I have to give big ups to the film for being a well done prequel. Sure, you get some name drops like Dumbledore or Hogwarts, but it manages to stand on its own merits without heavy reliance on what fans already know. The cast is entertaining; Eddie Redmayne was born to play a wizard and Dan Fogler stands out as a surprisingly entertaining muggle who gets dragged into the whole mess. Ezra Miller’s turn as a deeply disturbed teenage boy is some of the best acting in the film and is the centerpiece of the film’s aforementioned dark tone. I know I keep saying “dark” as if the original Potter films were all sunshine and farts, but there are themes and depictions in Fantastic Beasts that I wasn’t expecting, from child abuse (and I mean more so than living in a cupboard under the stairs) to capital punishment.

Visually, the movie is like someone took a dab of Tim Burton to the Wizarding World, which is neat and makes the titular beasts great fun to watch and marvel at. The 1920’s New York City setting mixes in a prohibition aesthetic with the Wizarding World to great effect, staying familiar enough to keep us grounded but giving the world a new flavor. The big sticking point for the film is plot, however, which isn’t necessarily amazing or terrible, but it’s just…a lot. A lot of characters and stories are introduced to you very quickly and certain plotlines overshadow the others whenever they mingle. I would have been perfectly fine watching Newt Scamander running around NYC recollecting his creatures, but there’s also talks of the stability between wizard and muggle relations in the US, whispers of the deeds of dark wizard Grindelwald, and numerous backstories for certain characters that are hinted at then left for another film. Now, I don’t necessarily have a hard time keeping track of multiple story arcs (I watch Game of Thrones after all), but so much is happening at the same time in this film, like a child just bursting to tell about its day and moving from one big event to the next without a breath in between. It doesn’t kill the film, but it does make me wonder if I want four more of these. Is this how other people felt while I sang the praises of the The Hobbit films ?

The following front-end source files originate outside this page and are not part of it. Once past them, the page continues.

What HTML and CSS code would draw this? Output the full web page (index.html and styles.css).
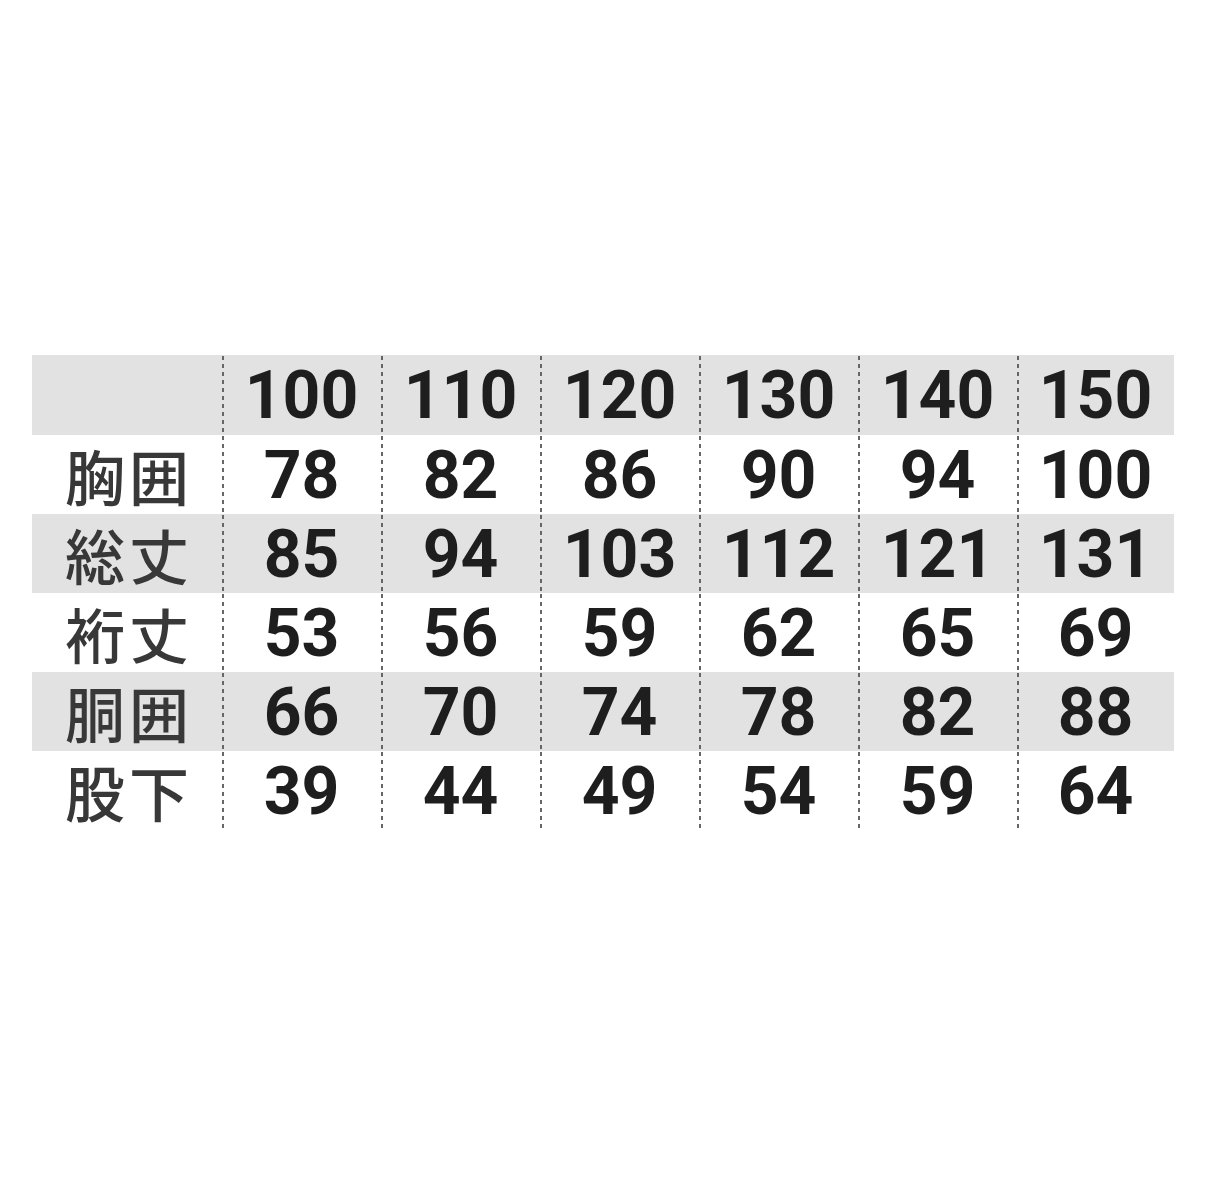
FILE: index.html
```html
<!DOCTYPE html>
<html lang="ja">
<head>
<meta charset="utf-8">
<title>サイズ表</title>
<link rel="stylesheet" href="styles.css">
</head>
<body>
<div class="page">
  <div class="chart">
    <div class="row shade">
      <div class="label"></div>
      <div class="cell">100</div><div class="cell">110</div><div class="cell">120</div><div class="cell">130</div><div class="cell">140</div><div class="cell">150</div>
    </div>
    <div class="row">
      <div class="label">胸囲</div>
      <div class="cell">78</div><div class="cell">82</div><div class="cell">86</div><div class="cell">90</div><div class="cell">94</div><div class="cell">100</div>
    </div>
    <div class="row shade">
      <div class="label">総丈</div>
      <div class="cell">85</div><div class="cell">94</div><div class="cell">103</div><div class="cell">112</div><div class="cell">121</div><div class="cell">131</div>
    </div>
    <div class="row">
      <div class="label">裄丈</div>
      <div class="cell">53</div><div class="cell">56</div><div class="cell">59</div><div class="cell">62</div><div class="cell">65</div><div class="cell">69</div>
    </div>
    <div class="row shade">
      <div class="label">胴囲</div>
      <div class="cell">66</div><div class="cell">70</div><div class="cell">74</div><div class="cell">78</div><div class="cell">82</div><div class="cell">88</div>
    </div>
    <div class="row">
      <div class="label">股下</div>
      <div class="cell">39</div><div class="cell">44</div><div class="cell">49</div><div class="cell">54</div><div class="cell">59</div><div class="cell">64</div>
    </div>
  </div>
</div>
</body>
</html>
```

FILE: styles.css
```css
html, body {
  margin: 0;
  padding: 0;
  background: #ffffff;
}

.page {
  width: 1206px;
  height: 1185px;
  padding: 355px 0 0 32px;
  box-sizing: border-box;
}

.chart {
  display: flex;
  flex-direction: column;
  width: 1142px;
}

.row {
  display: grid;
  grid-template-columns: 190px repeat(5, 159px) 157px;
  height: 79px;
}

.row:first-child {
  height: 80px;
}

.row.shade {
  background-color: #e2e2e2;
}

.label {
  display: flex;
  align-items: center;
  justify-content: center;
  font-family: "Noto Sans CJK JP", "Noto Sans", sans-serif;
  font-weight: 500;
  font-size: 60px;
  line-height: 1;
  letter-spacing: 4px;
  color: #383838;
  padding-left: 4px;
}

.cell {
  display: flex;
  align-items: center;
  justify-content: center;
  font-family: Roboto, "Liberation Sans", sans-serif;
  font-weight: 700;
  font-size: 66px;
  line-height: 1;
  color: #1e1e1e;
  padding-top: 2px;
  background-image: linear-gradient(to bottom, #666666 50%, transparent 50%);
  background-size: 4px 8px;
  background-repeat: repeat-y;
  background-position: -2px 1px;
}
```
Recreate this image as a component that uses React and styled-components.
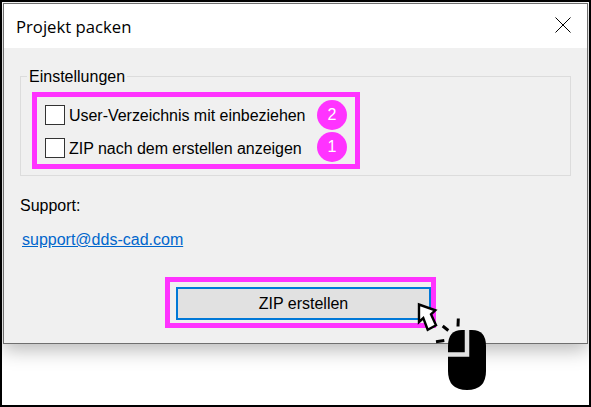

Potter fans will (or already do) love it. If you only saw the films and likely them, you’ll like this. Even if you’ve never delved into Harry Potter before, you may like it since it’s so far removed from the original films that you don’t require much prior knowledge. I’m questionable as to the quality of future films, but for now it’s an entertaining romp and a fun return to the world of J.K. Rowling.



Currently Reading:

Talion: Revenant by Michael A. Stackpole


I’m more than halfway through the book and it’s still good so far, though here and there I find things that aren’t quite to my taste. That said, the book is told from a first person perspective, something not often done in fantasy, and I’m enjoying the change. I’ll be done with this one by the next Good Bits.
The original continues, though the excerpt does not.